The International Commercial Bank of China (中國商銀), First Commercial Bank (第一銀行) and Hua Nan Commercial Bank (華南銀行) are the Taiwanese banks helping arrange the 10-year loan, Chen said.

Wan Hai, the nation's No. 3 shipper by market value, will use the loan to help it buy nine vessels as it expands its fleet, Chen said.

Stronger demand for Chinese goods is filling most of the cargo vessels to the US from Asia, boosting the cost of chartering ships.

"Prices to charter vessels soared by about 50 percent in the first quarter compared with the same period last year," Chen said. "We reckon it will help stabilize costs by buying vessels instead of chartering them to meet rising demand."

The nine vessels, to be delivered between March next year and April 2006, will cost US$340 million and take the size of its self-owned fleet to 49 by the end of 2006, he said.

Vessels carrying cargo to the US from Asia were almost full in the first quarter as demand for Chinese goods increased, a group of shipping lines said late last month.

The shipping companies filled an average of 95 percent of their vessels, said Niels Erich, a spokesman for the Transpacific Stabilization Agreement, which consists of 14 shipping lines.

Bookings indicate similar demand for cargo space for next month, the group said.

"Advance bookings and discussions with customers suggest that the trend of tight space will continue through much of April, and resume after a typical May lull," the shipping lines, which account for about 90 percent of the Asia-US trade, said in a statement.

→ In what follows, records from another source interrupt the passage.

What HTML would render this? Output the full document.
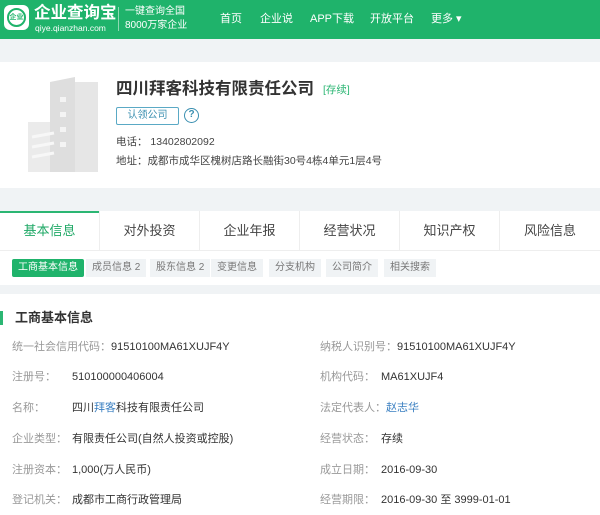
<!DOCTYPE html>
<html><head><meta charset="utf-8"><style>
*{margin:0;padding:0;box-sizing:border-box}
body{width:600px;height:515px;overflow:hidden;background:#f0f3f5;font-family:"Liberation Sans","Noto Sans CJK SC",sans-serif;color:#333;position:relative}
.a{position:absolute;white-space:nowrap;line-height:14px}
#hd{position:absolute;left:0;top:0;width:600px;height:39px;background:#1fb36b}
#hd .a{color:#fff}
.nav{font-size:11px;top:12px}
#co{position:absolute;left:0;top:62px;width:600px;height:126px;background:#fff}
#tabs{position:absolute;left:0;top:211px;width:600px;height:40px;background:#fff;border-bottom:1px solid #eee}
.tab{position:absolute;top:0;width:100px;height:40px;line-height:40px;text-align:center;font-size:13px;color:#444;border-right:1px solid #eee}
#sub{position:absolute;left:0;top:251px;width:600px;height:34px;background:#fff}
.st{position:absolute;top:8px;height:18px;line-height:18px;font-size:10px;color:#777;background:#f0f3f5;padding:0 6px}
#info{position:absolute;left:0;top:294px;width:600px;height:221px;background:#fff}
.l{font-size:11px;color:#999}
.v{font-size:11px;color:#333}
</style></head><body>
<div id="hd">
 <div class="a" style="left:4px;top:5px;width:25px;height:25px;background:#fff;border-radius:6px"></div>
 <div class="a" style="left:7px;top:8px;width:19px;height:19px;border:2px solid #1fb36b;border-radius:50%;color:#1fb36b;font-size:7px;line-height:15px;text-align:center;font-weight:bold">企业</div>
 <div class="a" style="left:34px;top:3px;font-size:16.5px;line-height:20px;font-weight:bold">企业查询宝</div>
 <div class="a" style="left:35px;top:23px;font-size:8.5px;line-height:10px">qiye.qianzhan.com</div>
 <div class="a" style="left:118px;top:7px;width:1px;height:24px;background:#8fd9b3"></div>
 <div class="a" style="left:125px;top:5px;font-size:10px;line-height:14px">一键查询全国<br>8000万家企业</div>
 <div class="a nav" style="left:220px">首页</div>
 <div class="a nav" style="left:260px">企业说</div>
 <div class="a nav" style="left:310px">APP下载</div>
 <div class="a nav" style="left:370px">开放平台</div>
 <div class="a nav" style="left:431px">更多 ▾</div>
</div>
<div id="co">
 <svg class="a" style="left:20px;top:15px" width="80" height="95" viewBox="0 0 80 95">
  <rect x="8" y="45" width="30" height="50" fill="#ebebeb"/>
  <rect x="30" y="5" width="48" height="90" fill="#e6e6e6"/>
  <polygon points="30,5 55,0 55,95 30,95" fill="#dedede"/>
  <rect x="40" y="20" width="6" height="5" fill="#f4f4f4"/><rect x="40" y="35" width="6" height="5" fill="#f4f4f4"/><rect x="40" y="50" width="6" height="5" fill="#f4f4f4"/><rect x="40" y="65" width="6" height="5" fill="#f4f4f4"/>
  <path d="M12 60 L34 56 M12 70 L34 66 M12 80 L34 76" stroke="#f7f7f7" stroke-width="3"/>
 </svg>
 <div class="a" style="left:116px;top:17px;font-size:16.5px;line-height:20px;font-weight:bold;color:#333">四川拜客科技有限责任公司</div>
 <div class="a" style="left:323px;top:21px;font-size:10.5px;color:#2bb673">[存续]</div>
 <div class="a" style="left:116px;top:45px;width:63px;height:18px;border:1px solid #5aa9c5;border-radius:2px;font-size:10px;color:#3a8fb0;text-align:center;line-height:16px">认领公司</div>
 <div class="a" style="left:184px;top:46px;width:15px;height:15px;border:1.5px solid #3a8fb0;border-radius:50%;font-size:10px;color:#3a8fb0;text-align:center;line-height:12px;font-weight:bold">?</div>
 <div class="a" style="left:116px;top:73px;font-size:10.5px;color:#444">电话： 13402802092</div>
 <div class="a" style="left:116px;top:92px;font-size:10.5px;color:#444">地址：成都市成华区槐树店路长融街30号4栋4单元1层4号</div>
</div>
<div id="tabs">
 <div class="a" style="left:0;top:0;width:99px;height:2px;background:#2bb673"></div>
 <div class="tab" style="left:0;color:#1fa866">基本信息</div>
 <div class="tab" style="left:100px">对外投资</div>
 <div class="tab" style="left:200px">企业年报</div>
 <div class="tab" style="left:300px">经营状况</div>
 <div class="tab" style="left:400px">知识产权</div>
 <div class="tab" style="left:500px;border:none">风险信息</div>
</div>
<div id="sub">
 <div class="st" style="left:12px;background:#1fb36b;color:#fff;border-radius:2px">工商基本信息</div>
 <div class="st" style="left:86px">成员信息 2</div>
 <div class="st" style="left:150px">股东信息 2</div>
 <div class="st" style="left:211px">变更信息</div>
 <div class="st" style="left:269px">分支机构</div>
 <div class="st" style="left:326px">公司简介</div>
 <div class="st" style="left:384px">相关搜索</div>
</div>
<div id="info">
 <div class="a" style="left:0;top:17px;width:3px;height:14px;background:#2bb673"></div>
 <div class="a" style="left:15px;top:17px;font-size:13px;font-weight:bold">工商基本信息</div>
 <div class="a l" style="left:12px;top:46px">统一社会信用代码：<span class="v">91510100MA61XUJF4Y</span></div>
 <div class="a l" style="left:320px;top:46px">纳税人识别号：<span class="v">91510100MA61XUJF4Y</span></div>
 <div class="a l" style="left:12px;top:76px">注册号：</div><div class="a v" style="left:72px;top:76px">510100000406004</div>
 <div class="a l" style="left:320px;top:76px">机构代码：</div><div class="a v" style="left:381px;top:76px">MA61XUJF4</div>
 <div class="a l" style="left:12px;top:107px">名称：</div><div class="a v" style="left:72px;top:107px">四川<span style="color:#3a7fc1">拜客</span>科技有限责任公司</div>
 <div class="a l" style="left:320px;top:107px">法定代表人：<span style="color:#3a7fc1">赵志华</span></div>
 <div class="a l" style="left:12px;top:138px">企业类型：</div><div class="a v" style="left:72px;top:138px">有限责任公司(自然人投资或控股)</div>
 <div class="a l" style="left:320px;top:138px">经营状态：</div><div class="a v" style="left:381px;top:138px">存续</div>
 <div class="a l" style="left:12px;top:169px">注册资本：</div><div class="a v" style="left:72px;top:169px">1,000(万人民币)</div>
 <div class="a l" style="left:320px;top:169px">成立日期：</div><div class="a v" style="left:381px;top:169px">2016-09-30</div>
 <div class="a l" style="left:12px;top:199px">登记机关：</div><div class="a v" style="left:72px;top:199px">成都市工商行政管理局</div>
 <div class="a l" style="left:320px;top:199px">经营期限：</div><div class="a v" style="left:381px;top:199px">2016-09-30 至 3999-01-01</div>
</div>
</body></html>
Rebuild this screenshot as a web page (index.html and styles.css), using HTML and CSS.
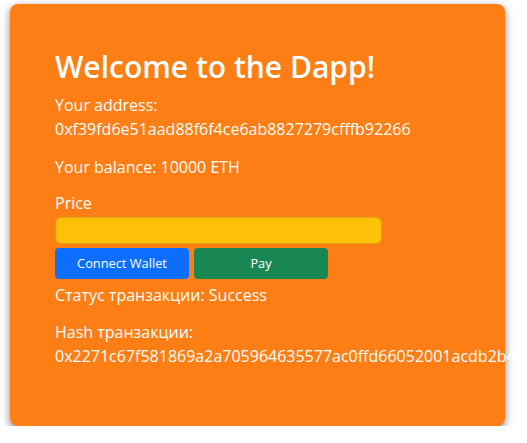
FILE: index.html
```html
<!DOCTYPE html>
<html lang="ru">
<head>
<meta charset="utf-8">
<title>Dapp</title>
<link rel="stylesheet" href="styles.css">
</head>
<body>
<div class="card">
  <h1 class="title">Welcome to the Dapp!</h1>
  <p class="info">Your address:<br>0xf39fd6e51aad88f6f4ce6ab8827279cfffb92266</p>
  <p class="info balance">Your balance: 10000 ETH</p>
  <label class="label" for="price">Price</label>
  <input class="price-input" id="price" type="text">
  <div class="actions">
    <button class="btn btn-blue" type="button">Connect Wallet</button>
    <button class="btn btn-green" type="button">Pay</button>
  </div>
  <p class="info status">Статус транзакции: Success</p>
  <p class="info hash">Hash транзакции:<br>0x2271c67f581869a2a705964635577ac0ffd66052001acdb2b42e9f0c3a17d85b</p>
</div>
</body>
</html>
```

FILE: styles.css
```css
html, body {
  margin: 0;
  padding: 0;
  background: #ffffff;
  overflow: hidden;
}

body {
  font-family: "Open Sans", "Noto Sans", sans-serif;
  font-size: 16px;
  line-height: 24px;
  color: #ffffff;
}

.card {
  box-sizing: border-box;
  width: 495px;
  height: 422px;
  margin: 4px 0 0 10px;
  padding: 45px 45px;
  background: #fd7e14;
  border-radius: 8px;
  box-shadow: 0 3px 9px rgba(0, 0, 0, 0.5);
}

.title {
  margin: 0 0 8px 0;
  font-size: 30px;
  line-height: 36px;
  font-weight: 600;
}

.info {
  margin: 0 0 14px 0;
  white-space: nowrap;
}

.balance {
  margin-bottom: 12px;
}

.label {
  display: block;
  margin-bottom: 2px;
}

.price-input {
  display: block;
  box-sizing: border-box;
  width: 327px;
  height: 27px;
  margin: 0 0 4px 0;
  padding: 0 10px;
  background: #ffc107;
  border: 1px solid #d9a40a;
  border-radius: 6px;
  outline: none;
  font: inherit;
}

.actions {
  display: flex;
  gap: 5px;
  margin-bottom: 4px;
}

.btn {
  box-sizing: border-box;
  width: 134px;
  height: 31px;
  padding: 0;
  border: none;
  border-radius: 4px;
  color: #ffffff;
  font-family: "Open Sans", "Noto Sans", sans-serif;
  font-size: 12.8px;
  line-height: 31px;
}

.btn-blue {
  background: #0d6efd;
}

.btn-green {
  background: #198754;
}

.status {
  margin-bottom: 13px;
}

.hash {
  margin: 0;
}
```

The group's members, including Evergreen Marine Corp (長榮海運) and Yang Ming Marine Transport (陽明海運), are now in talks with their customers to raise rates by as much as US$450 per 40ft container, after shipments to the US from Asia rose by 9.3 percent last year.

The trans-Pacific route is the world's busiest.

Rates are also increasing to help cover rising costs. Costs rose by more than 25 percent last year, as charter rates for vessels rose. Higher oil prices, the rising cost of containers due to increasing steel prices, and congestion at ports also led to the higher costs, the group said.